Additionally, as noted in my briefs and above, however concisely I did so I clearly raised my "insufficiency of service" claims in my very first Aug. 2009 Motion for Relief from Judgment, and in light of my pro se status and the trial court's own noting of the issue at the March 2011 and Nov. 14, 2011 hearings the Court was clearly apprised of my intentions and basis of my lack of service/insufficiency of service arguments, thus making entirely unfair the sudden penchant for "form over substance" which the Court embraces in its most recent ruling.

Indeed, as pointed out in my briefs, rather than "intentionally and knowingly" waiving my insufficiency of service arguments which the court took very seriously in 2010, (only to seemingly and nonchalantly cast aside in its latest ruling), I had been litigating these arguments continually in one form or another beginning in 2009 through the first appeal and in almost every filing since down to the latest appeal yet was denied redress on the merits of them due to procedural and interim rulings, (including the July 26, 2011 order of the Superior court).Thus this holding of the Vermont Supreme court that I could have possibly "waived" them is as nonsensical as it is unfair.
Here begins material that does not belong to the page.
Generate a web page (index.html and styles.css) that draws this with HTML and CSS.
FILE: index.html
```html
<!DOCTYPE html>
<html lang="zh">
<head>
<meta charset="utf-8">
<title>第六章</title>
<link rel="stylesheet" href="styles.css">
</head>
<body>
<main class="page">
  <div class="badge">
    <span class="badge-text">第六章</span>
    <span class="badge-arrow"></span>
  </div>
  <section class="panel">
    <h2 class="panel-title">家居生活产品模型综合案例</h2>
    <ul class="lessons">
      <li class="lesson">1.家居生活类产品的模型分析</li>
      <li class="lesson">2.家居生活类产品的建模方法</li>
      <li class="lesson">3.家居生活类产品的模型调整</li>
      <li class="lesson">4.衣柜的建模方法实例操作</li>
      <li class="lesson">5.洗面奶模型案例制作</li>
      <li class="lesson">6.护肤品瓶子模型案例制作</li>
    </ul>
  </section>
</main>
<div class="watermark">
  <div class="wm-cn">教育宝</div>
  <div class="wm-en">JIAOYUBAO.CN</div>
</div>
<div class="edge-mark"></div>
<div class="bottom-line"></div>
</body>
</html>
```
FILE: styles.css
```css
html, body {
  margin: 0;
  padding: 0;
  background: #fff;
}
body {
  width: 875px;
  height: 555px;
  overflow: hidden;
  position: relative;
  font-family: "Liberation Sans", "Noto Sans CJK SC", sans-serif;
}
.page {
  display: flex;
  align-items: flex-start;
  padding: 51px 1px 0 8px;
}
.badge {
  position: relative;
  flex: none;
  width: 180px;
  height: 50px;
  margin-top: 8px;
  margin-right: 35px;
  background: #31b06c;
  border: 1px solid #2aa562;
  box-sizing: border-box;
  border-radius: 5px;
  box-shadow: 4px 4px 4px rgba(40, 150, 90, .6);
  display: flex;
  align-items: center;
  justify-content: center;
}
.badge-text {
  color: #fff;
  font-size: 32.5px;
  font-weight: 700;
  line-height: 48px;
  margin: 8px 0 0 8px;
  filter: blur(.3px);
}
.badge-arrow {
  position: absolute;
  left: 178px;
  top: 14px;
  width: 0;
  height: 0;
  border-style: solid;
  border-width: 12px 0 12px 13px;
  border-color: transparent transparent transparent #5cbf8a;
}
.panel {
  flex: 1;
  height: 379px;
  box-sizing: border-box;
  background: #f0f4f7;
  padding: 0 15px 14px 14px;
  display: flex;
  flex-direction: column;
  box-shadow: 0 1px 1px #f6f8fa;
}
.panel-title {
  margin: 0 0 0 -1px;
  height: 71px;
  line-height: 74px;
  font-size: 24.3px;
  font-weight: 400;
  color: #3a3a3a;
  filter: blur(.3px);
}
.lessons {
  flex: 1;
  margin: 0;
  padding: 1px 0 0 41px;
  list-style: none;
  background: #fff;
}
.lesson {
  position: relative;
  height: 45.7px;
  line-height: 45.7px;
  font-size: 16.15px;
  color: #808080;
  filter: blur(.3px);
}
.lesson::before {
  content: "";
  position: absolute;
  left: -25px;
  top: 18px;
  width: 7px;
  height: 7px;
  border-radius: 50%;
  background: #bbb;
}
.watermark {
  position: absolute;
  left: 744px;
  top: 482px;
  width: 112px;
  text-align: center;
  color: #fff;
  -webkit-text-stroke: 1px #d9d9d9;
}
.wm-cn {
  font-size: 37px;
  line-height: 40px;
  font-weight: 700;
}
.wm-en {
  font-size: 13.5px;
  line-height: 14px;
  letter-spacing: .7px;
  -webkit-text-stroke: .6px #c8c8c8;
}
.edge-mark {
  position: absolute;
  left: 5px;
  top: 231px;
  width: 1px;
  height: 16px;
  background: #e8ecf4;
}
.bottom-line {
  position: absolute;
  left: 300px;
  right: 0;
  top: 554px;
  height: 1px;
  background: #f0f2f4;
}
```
Secondly, the Court completely ignores my argument regarding both the the plaintiffs own "waiver" of their right to raise the issue of my alleged waiver of this issue due to their own failure to timely raise it either after my Aug. 2009 Motion or my "Special Appearance/Motion to Dismiss." 
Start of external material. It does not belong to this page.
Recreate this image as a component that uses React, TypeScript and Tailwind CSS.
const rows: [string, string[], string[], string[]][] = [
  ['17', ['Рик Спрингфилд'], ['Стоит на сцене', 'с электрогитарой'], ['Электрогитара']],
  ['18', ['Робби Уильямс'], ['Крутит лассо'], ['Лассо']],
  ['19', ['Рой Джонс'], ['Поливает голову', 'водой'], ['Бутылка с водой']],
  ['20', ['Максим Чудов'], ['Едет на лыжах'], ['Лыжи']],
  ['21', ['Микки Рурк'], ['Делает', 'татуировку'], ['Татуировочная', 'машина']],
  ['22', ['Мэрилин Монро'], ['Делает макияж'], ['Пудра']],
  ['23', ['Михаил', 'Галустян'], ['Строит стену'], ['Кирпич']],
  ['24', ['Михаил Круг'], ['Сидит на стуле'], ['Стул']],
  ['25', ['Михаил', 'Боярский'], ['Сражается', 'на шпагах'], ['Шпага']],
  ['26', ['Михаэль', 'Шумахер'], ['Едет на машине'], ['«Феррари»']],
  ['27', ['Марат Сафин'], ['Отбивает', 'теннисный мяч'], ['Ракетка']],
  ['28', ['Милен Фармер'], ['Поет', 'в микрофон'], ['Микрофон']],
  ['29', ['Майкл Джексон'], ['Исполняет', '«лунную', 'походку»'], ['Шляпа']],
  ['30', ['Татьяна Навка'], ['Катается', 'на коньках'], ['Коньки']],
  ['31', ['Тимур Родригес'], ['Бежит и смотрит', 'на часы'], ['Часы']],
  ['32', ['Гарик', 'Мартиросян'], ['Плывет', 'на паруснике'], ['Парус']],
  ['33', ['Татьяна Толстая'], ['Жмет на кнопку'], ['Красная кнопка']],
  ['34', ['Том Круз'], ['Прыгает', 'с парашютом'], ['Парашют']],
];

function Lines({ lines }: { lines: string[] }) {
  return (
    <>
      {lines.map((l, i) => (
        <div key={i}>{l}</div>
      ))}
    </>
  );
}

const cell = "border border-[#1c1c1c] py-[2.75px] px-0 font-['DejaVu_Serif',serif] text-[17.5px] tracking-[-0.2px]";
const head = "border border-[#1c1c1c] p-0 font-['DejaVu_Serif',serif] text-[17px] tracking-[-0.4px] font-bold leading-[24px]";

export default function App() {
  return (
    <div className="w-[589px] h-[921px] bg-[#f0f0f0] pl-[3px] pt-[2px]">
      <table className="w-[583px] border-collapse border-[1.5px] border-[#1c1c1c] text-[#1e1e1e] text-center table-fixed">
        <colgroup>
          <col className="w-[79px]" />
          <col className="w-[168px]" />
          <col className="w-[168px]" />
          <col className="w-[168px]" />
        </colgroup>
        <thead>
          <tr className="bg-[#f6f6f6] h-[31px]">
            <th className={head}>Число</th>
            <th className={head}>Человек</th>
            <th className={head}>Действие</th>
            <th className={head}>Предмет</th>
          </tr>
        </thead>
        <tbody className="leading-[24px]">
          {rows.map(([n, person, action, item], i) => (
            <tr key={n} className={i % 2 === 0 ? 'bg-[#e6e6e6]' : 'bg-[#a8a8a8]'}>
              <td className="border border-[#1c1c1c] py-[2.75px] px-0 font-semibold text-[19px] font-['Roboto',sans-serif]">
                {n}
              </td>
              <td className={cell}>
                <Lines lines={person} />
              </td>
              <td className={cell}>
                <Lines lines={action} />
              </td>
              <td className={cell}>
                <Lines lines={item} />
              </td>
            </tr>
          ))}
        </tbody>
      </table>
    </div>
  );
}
Although the Court makes much of the fact noted by the magistrate that I filed three motions subsquent to the June 15, 2011 "ordinary mail" service it (apparently) upheld as sufficient in this matter, it completely overlooks my salient and onpoint argument that all those motions were with regard to the then-pending and subsequently dismissed 2011 Magistrate's appeal, and therefore are entirely inapropos to the question of "waiver" regarding the June 15, 2011 "service."

But just supposing for arguments sake that I had, in the midst of a pending Magistrate's appeal in which these very arguments were fully briefed by the parties, again raised this identical issue, would not the Appellees objected, and rightly so, on the grounds that the issue was already before the (Superior) court judge on appeal and thus entirely redundant to raise again?? 

Rather, as noted in previous posts, the chronology of these events, along with Appellees belated raising of this "waiver" issue at the late time of it's June 15, 2011 brief in the 2011 Magistrate's Appeal, conspired with the trial court's subsequent ruling after dismissal of the 2011 appeal to allow Appellees a "second gratuitous chance" to re-raise this issue they had already at that point waived in contrast to the principles of fairness and finality forbidden by Putney School v. Schaff

On these points Appellant is still waiting for the Court to explain the flaw in his logic or application of legal precedents of the Court.